--- START Provided entries ---

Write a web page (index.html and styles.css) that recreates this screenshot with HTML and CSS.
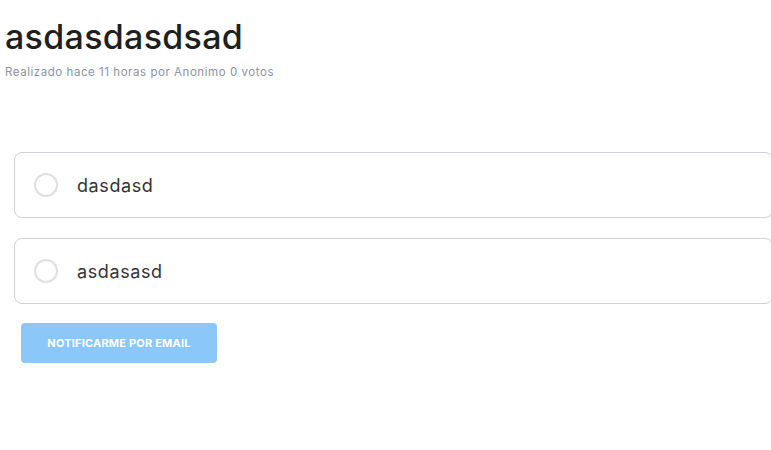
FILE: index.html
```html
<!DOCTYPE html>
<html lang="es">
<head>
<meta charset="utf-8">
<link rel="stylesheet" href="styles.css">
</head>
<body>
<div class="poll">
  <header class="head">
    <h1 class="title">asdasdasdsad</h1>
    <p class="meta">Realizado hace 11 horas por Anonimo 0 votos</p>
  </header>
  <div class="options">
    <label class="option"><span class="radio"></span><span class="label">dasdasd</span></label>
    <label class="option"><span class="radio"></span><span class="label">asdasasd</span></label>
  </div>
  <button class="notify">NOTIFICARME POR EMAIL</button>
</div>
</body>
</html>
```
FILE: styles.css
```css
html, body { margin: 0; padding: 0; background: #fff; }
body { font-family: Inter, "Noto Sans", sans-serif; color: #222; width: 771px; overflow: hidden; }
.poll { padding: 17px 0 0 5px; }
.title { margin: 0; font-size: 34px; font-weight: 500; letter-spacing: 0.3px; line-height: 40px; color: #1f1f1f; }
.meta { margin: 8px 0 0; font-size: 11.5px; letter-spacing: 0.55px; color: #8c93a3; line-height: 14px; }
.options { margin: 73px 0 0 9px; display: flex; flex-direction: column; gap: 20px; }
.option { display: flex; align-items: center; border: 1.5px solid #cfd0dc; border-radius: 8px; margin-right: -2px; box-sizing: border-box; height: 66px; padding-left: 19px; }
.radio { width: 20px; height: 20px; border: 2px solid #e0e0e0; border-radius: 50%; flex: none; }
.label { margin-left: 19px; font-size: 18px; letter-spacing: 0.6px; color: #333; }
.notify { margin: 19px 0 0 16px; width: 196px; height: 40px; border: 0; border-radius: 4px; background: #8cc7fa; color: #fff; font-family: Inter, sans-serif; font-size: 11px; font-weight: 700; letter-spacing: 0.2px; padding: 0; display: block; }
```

--- END Provided entries ---
--- START Provided entries ---

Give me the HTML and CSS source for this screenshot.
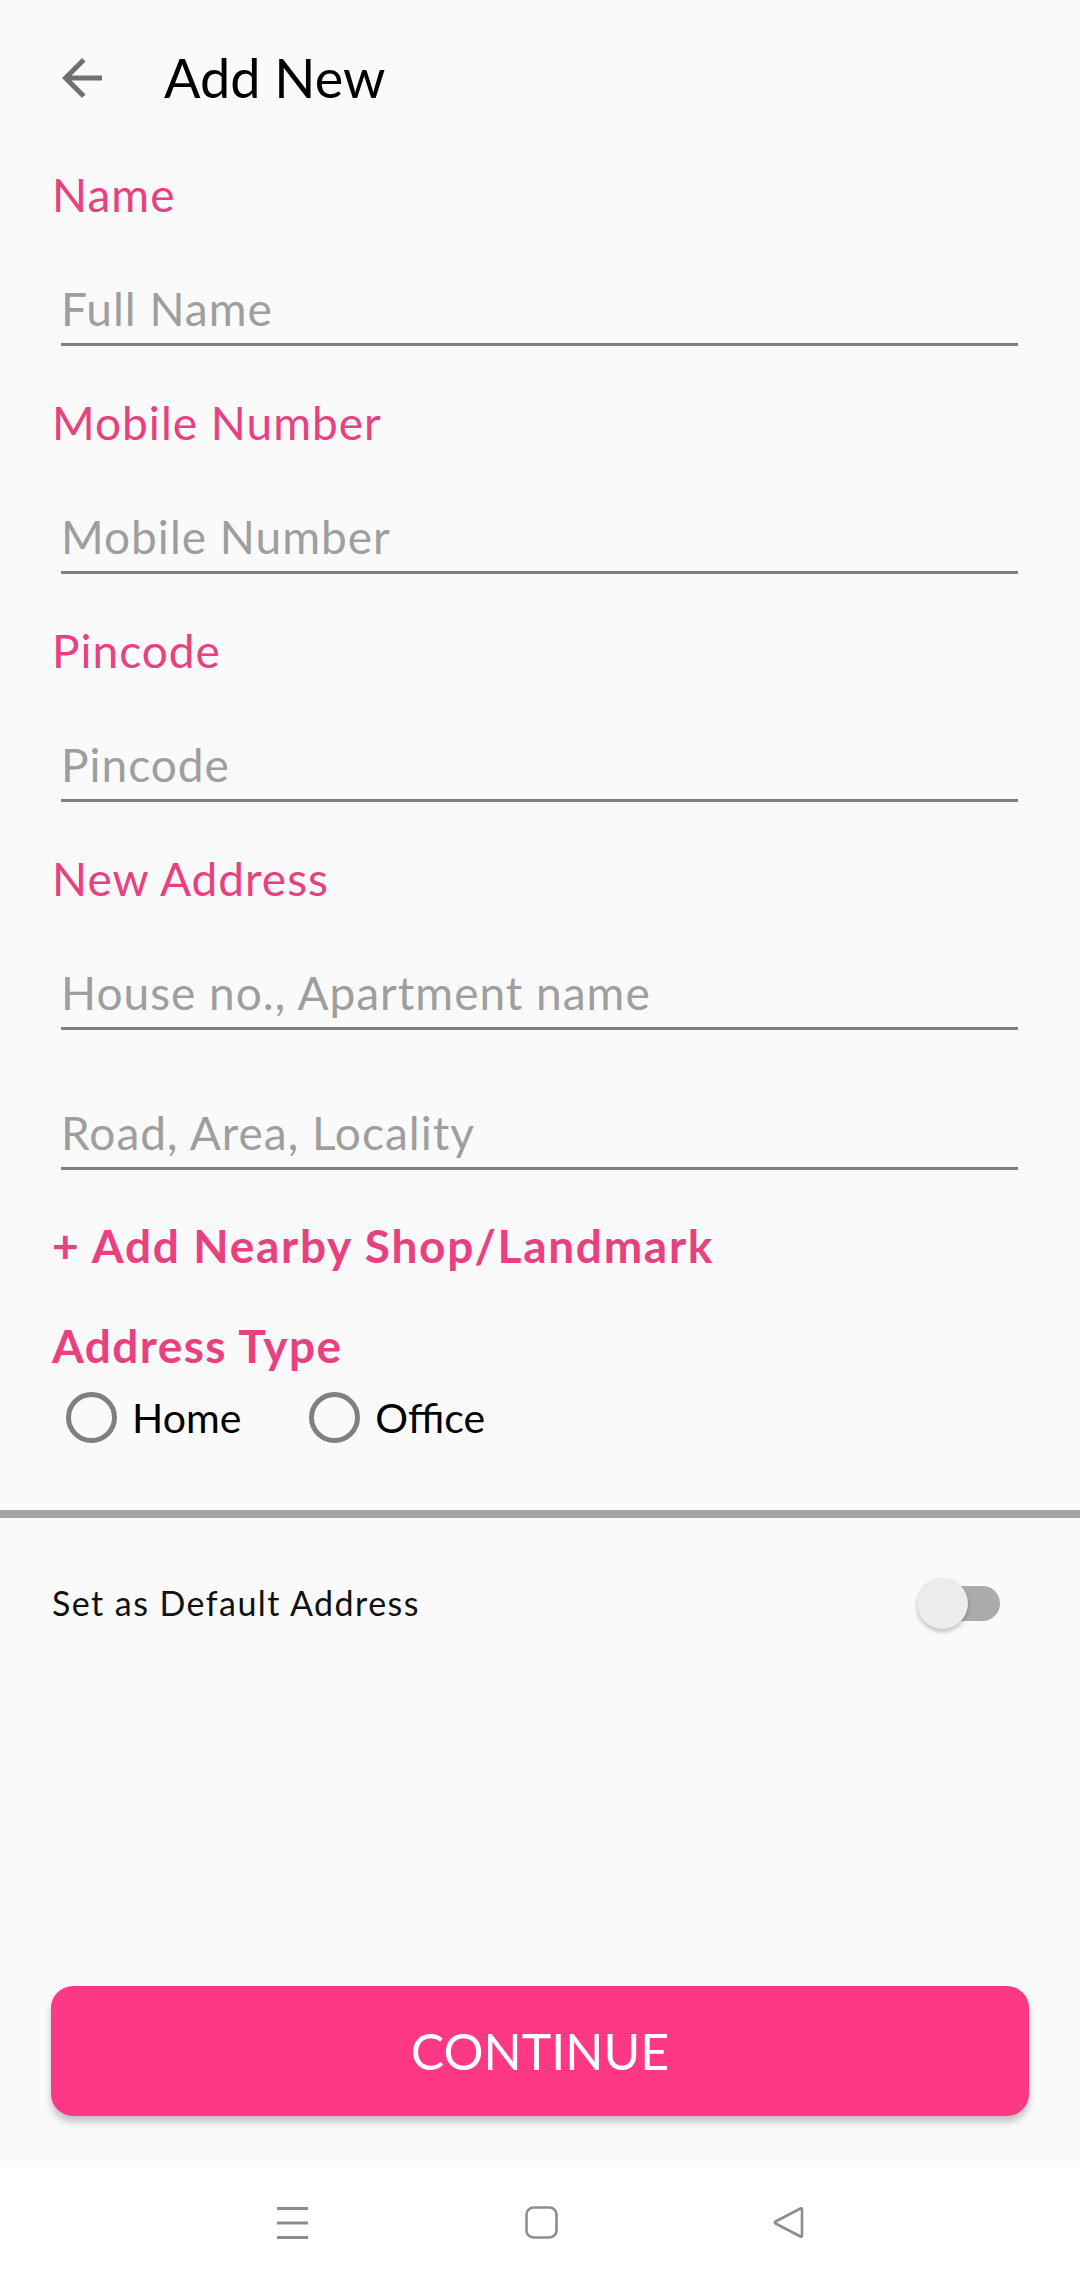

--- END Provided entries ---

Exercise directions -> Report the number of lines holding the string "styles", without any other words.

Solution to this task -> 3